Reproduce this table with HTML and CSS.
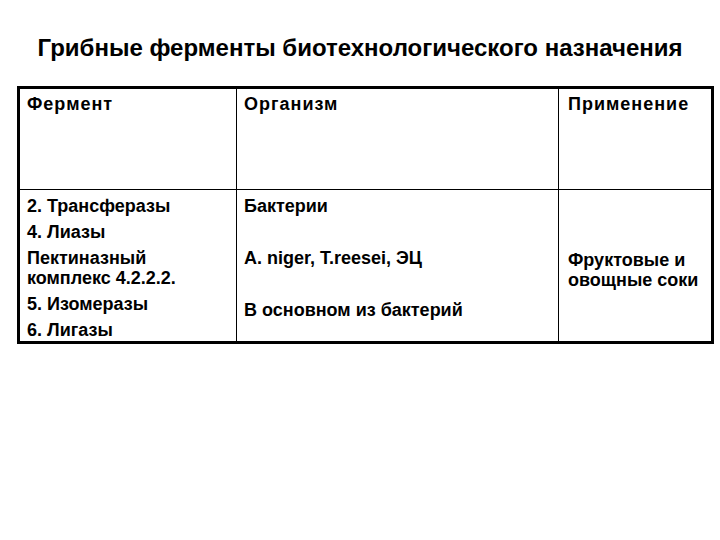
FILE: index.html
```html
<!DOCTYPE html>
<html lang="ru">
<head>
<meta charset="utf-8">
<link rel="stylesheet" href="styles.css">
</head>
<body>
<h1 class="title">Грибные ферменты биотехнологического назначения</h1>
<table class="grid">
  <colgroup>
    <col class="c1">
    <col class="c2">
    <col class="c3">
  </colgroup>
  <tr class="head">
    <td>Фермент</td>
    <td>Организм</td>
    <td class="last">Применение</td>
  </tr>
  <tr class="body">
    <td>
      <p>2. Трансферазы</p>
      <p>4. Лиазы</p>
      <p>Пектиназный<br>комплекс 4.2.2.2.</p>
      <p>5. Изомеразы</p>
      <p>6. Лигазы</p>
    </td>
    <td>
      <p>Бактерии</p>
      <p>&nbsp;</p>
      <p>A. niger, T.reesei, ЭЦ</p>
      <p>&nbsp;</p>
      <p>В основном из бактерий</p>
    </td>
    <td class="mid last">
      <p>Фруктовые и<br>овощные соки</p>
    </td>
  </tr>
</table>
</body>
</html>
```
FILE: styles.css
```css
html, body {
  margin: 0;
  padding: 0;
  background: #ffffff;
}
body {
  width: 720px;
  height: 540px;
  font-family: "Liberation Sans", Arial, sans-serif;
  color: #000;
}
.title {
  margin: 0;
  padding-top: 34px;
  height: 86px;
  box-sizing: border-box;
  text-align: center;
  font-size: 24px;
  font-weight: bold;
  line-height: 28px;
}
.grid {
  margin-left: 17px;
  width: 694px;
  border-collapse: collapse;
  table-layout: fixed;
  border: 3px solid #000;
  font-size: 18px;
  font-weight: bold;
}
.c1 { width: 218px; }
.c2 { width: 322px; }
.c3 { width: 154px; }
.grid td {
  border: 1px solid #000;
  vertical-align: top;
  padding: 5px 6px 0 7px;
  line-height: 20px;
}
.grid td.last { padding-left: 9px; }
.head td { height: 95px; letter-spacing: 1px; }
.body td { padding-top: 6px; padding-bottom: 1px; }
.grid p { margin: 0 0 6px 0; }
.grid p:last-child { margin-bottom: 0; }
.grid .mid { vertical-align: middle; padding-top: 10px; }
```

- Direction
Choose all lines containing the string "table" and copy them out.

- Output of the task
Reproduce this table with HTML and CSS.
<table class="grid">
</table>
  table-layout: fixed;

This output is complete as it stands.